### What this task involves
Give the data a second time, exactly and in full.

Records excerpted from a collection
-=-=-
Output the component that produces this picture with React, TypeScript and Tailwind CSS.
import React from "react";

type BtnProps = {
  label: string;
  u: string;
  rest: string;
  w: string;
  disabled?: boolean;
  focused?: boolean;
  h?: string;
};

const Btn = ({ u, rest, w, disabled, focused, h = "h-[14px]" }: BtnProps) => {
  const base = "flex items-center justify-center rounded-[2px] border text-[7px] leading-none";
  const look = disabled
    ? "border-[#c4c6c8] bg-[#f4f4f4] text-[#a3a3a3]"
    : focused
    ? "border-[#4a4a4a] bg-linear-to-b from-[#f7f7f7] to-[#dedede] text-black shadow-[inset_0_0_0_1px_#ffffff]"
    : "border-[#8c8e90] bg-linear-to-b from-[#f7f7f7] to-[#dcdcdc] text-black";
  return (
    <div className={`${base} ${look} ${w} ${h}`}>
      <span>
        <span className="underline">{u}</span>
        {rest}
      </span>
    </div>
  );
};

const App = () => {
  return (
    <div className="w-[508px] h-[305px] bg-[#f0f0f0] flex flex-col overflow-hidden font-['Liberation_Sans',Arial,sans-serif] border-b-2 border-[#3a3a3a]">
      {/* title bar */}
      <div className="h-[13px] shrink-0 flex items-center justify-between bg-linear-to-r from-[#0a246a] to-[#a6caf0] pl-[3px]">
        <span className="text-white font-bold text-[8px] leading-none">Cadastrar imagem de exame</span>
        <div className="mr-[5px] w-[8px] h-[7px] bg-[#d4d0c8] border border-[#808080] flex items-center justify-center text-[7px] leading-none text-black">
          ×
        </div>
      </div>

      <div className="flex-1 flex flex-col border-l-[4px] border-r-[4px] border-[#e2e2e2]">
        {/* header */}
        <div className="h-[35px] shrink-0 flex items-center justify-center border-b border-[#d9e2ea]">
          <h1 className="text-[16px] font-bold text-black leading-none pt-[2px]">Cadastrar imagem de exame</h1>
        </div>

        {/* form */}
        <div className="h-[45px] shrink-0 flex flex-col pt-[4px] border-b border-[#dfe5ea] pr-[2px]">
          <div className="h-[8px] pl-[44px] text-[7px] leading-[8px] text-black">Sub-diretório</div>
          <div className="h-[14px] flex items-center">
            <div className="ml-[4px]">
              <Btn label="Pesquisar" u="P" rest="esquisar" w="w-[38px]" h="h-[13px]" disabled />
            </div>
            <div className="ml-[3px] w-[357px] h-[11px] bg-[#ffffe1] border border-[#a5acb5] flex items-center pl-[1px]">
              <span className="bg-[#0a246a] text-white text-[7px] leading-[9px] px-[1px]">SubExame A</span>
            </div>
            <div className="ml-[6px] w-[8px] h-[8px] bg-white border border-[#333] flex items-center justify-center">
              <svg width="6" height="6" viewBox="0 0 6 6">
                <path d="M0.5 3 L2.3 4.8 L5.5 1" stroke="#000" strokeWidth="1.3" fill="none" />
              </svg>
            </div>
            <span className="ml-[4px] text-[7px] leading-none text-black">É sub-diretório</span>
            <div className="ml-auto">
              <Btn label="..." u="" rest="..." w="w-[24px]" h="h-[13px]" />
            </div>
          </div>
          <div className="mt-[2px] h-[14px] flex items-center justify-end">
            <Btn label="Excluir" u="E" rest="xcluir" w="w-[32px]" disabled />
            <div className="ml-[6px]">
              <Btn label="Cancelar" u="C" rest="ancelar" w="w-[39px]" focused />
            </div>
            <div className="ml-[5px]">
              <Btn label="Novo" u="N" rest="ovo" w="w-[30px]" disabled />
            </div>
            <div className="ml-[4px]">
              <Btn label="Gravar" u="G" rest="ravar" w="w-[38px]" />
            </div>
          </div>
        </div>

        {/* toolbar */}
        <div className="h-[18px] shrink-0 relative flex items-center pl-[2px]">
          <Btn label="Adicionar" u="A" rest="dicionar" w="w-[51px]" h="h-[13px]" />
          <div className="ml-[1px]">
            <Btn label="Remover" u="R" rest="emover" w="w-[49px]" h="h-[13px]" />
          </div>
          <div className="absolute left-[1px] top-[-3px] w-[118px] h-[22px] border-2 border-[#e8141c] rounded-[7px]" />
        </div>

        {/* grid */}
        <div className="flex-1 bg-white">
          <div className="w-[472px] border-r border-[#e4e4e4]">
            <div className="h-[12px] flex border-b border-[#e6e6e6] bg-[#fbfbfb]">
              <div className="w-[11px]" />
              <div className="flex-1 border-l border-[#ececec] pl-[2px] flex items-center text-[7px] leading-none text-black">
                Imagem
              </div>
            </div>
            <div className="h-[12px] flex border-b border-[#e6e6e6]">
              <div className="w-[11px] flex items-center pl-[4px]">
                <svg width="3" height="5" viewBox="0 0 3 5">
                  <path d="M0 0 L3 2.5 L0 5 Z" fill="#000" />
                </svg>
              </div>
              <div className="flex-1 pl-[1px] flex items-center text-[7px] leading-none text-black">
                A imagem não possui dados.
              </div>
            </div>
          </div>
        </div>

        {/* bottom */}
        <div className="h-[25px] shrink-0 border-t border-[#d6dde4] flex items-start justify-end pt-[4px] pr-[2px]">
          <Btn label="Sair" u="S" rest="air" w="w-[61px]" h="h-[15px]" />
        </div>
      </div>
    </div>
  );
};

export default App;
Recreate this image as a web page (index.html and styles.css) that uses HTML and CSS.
-=-=-
### Finished task
Output the component that produces this picture with React, TypeScript and Tailwind CSS.
import React from "react";

type BtnProps = {
  label: string;
  u: string;
  rest: string;
  w: string;
  disabled?: boolean;
  focused?: boolean;
  h?: string;
};

const Btn = ({ u, rest, w, disabled, focused, h = "h-[14px]" }: BtnProps) => {
  const base = "flex items-center justify-center rounded-[2px] border text-[7px] leading-none";
  const look = disabled
    ? "border-[#c4c6c8] bg-[#f4f4f4] text-[#a3a3a3]"
    : focused
    ? "border-[#4a4a4a] bg-linear-to-b from-[#f7f7f7] to-[#dedede] text-black shadow-[inset_0_0_0_1px_#ffffff]"
    : "border-[#8c8e90] bg-linear-to-b from-[#f7f7f7] to-[#dcdcdc] text-black";
  return (
    <div className={`${base} ${look} ${w} ${h}`}>
      <span>
        <span className="underline">{u}</span>
        {rest}
      </span>
    </div>
  );
};

const App = () => {
  return (
    <div className="w-[508px] h-[305px] bg-[#f0f0f0] flex flex-col overflow-hidden font-['Liberation_Sans',Arial,sans-serif] border-b-2 border-[#3a3a3a]">
      {/* title bar */}
      <div className="h-[13px] shrink-0 flex items-center justify-between bg-linear-to-r from-[#0a246a] to-[#a6caf0] pl-[3px]">
        <span className="text-white font-bold text-[8px] leading-none">Cadastrar imagem de exame</span>
        <div className="mr-[5px] w-[8px] h-[7px] bg-[#d4d0c8] border border-[#808080] flex items-center justify-center text-[7px] leading-none text-black">
          ×
        </div>
      </div>

      <div className="flex-1 flex flex-col border-l-[4px] border-r-[4px] border-[#e2e2e2]">
        {/* header */}
        <div className="h-[35px] shrink-0 flex items-center justify-center border-b border-[#d9e2ea]">
          <h1 className="text-[16px] font-bold text-black leading-none pt-[2px]">Cadastrar imagem de exame</h1>
        </div>

        {/* form */}
        <div className="h-[45px] shrink-0 flex flex-col pt-[4px] border-b border-[#dfe5ea] pr-[2px]">
          <div className="h-[8px] pl-[44px] text-[7px] leading-[8px] text-black">Sub-diretório</div>
          <div className="h-[14px] flex items-center">
            <div className="ml-[4px]">
              <Btn label="Pesquisar" u="P" rest="esquisar" w="w-[38px]" h="h-[13px]" disabled />
            </div>
            <div className="ml-[3px] w-[357px] h-[11px] bg-[#ffffe1] border border-[#a5acb5] flex items-center pl-[1px]">
              <span className="bg-[#0a246a] text-white text-[7px] leading-[9px] px-[1px]">SubExame A</span>
            </div>
            <div className="ml-[6px] w-[8px] h-[8px] bg-white border border-[#333] flex items-center justify-center">
              <svg width="6" height="6" viewBox="0 0 6 6">
                <path d="M0.5 3 L2.3 4.8 L5.5 1" stroke="#000" strokeWidth="1.3" fill="none" />
              </svg>
            </div>
            <span className="ml-[4px] text-[7px] leading-none text-black">É sub-diretório</span>
            <div className="ml-auto">
              <Btn label="..." u="" rest="..." w="w-[24px]" h="h-[13px]" />
            </div>
          </div>
          <div className="mt-[2px] h-[14px] flex items-center justify-end">
            <Btn label="Excluir" u="E" rest="xcluir" w="w-[32px]" disabled />
            <div className="ml-[6px]">
              <Btn label="Cancelar" u="C" rest="ancelar" w="w-[39px]" focused />
            </div>
            <div className="ml-[5px]">
              <Btn label="Novo" u="N" rest="ovo" w="w-[30px]" disabled />
            </div>
            <div className="ml-[4px]">
              <Btn label="Gravar" u="G" rest="ravar" w="w-[38px]" />
            </div>
          </div>
        </div>

        {/* toolbar */}
        <div className="h-[18px] shrink-0 relative flex items-center pl-[2px]">
          <Btn label="Adicionar" u="A" rest="dicionar" w="w-[51px]" h="h-[13px]" />
          <div className="ml-[1px]">
            <Btn label="Remover" u="R" rest="emover" w="w-[49px]" h="h-[13px]" />
          </div>
          <div className="absolute left-[1px] top-[-3px] w-[118px] h-[22px] border-2 border-[#e8141c] rounded-[7px]" />
        </div>

        {/* grid */}
        <div className="flex-1 bg-white">
          <div className="w-[472px] border-r border-[#e4e4e4]">
            <div className="h-[12px] flex border-b border-[#e6e6e6] bg-[#fbfbfb]">
              <div className="w-[11px]" />
              <div className="flex-1 border-l border-[#ececec] pl-[2px] flex items-center text-[7px] leading-none text-black">
                Imagem
              </div>
            </div>
            <div className="h-[12px] flex border-b border-[#e6e6e6]">
              <div className="w-[11px] flex items-center pl-[4px]">
                <svg width="3" height="5" viewBox="0 0 3 5">
                  <path d="M0 0 L3 2.5 L0 5 Z" fill="#000" />
                </svg>
              </div>
              <div className="flex-1 pl-[1px] flex items-center text-[7px] leading-none text-black">
                A imagem não possui dados.
              </div>
            </div>
          </div>
        </div>

        {/* bottom */}
        <div className="h-[25px] shrink-0 border-t border-[#d6dde4] flex items-start justify-end pt-[4px] pr-[2px]">
          <Btn label="Sair" u="S" rest="air" w="w-[61px]" h="h-[15px]" />
        </div>
      </div>
    </div>
  );
};

export default App;
Recreate this image as a web page (index.html and styles.css) that uses HTML and CSS.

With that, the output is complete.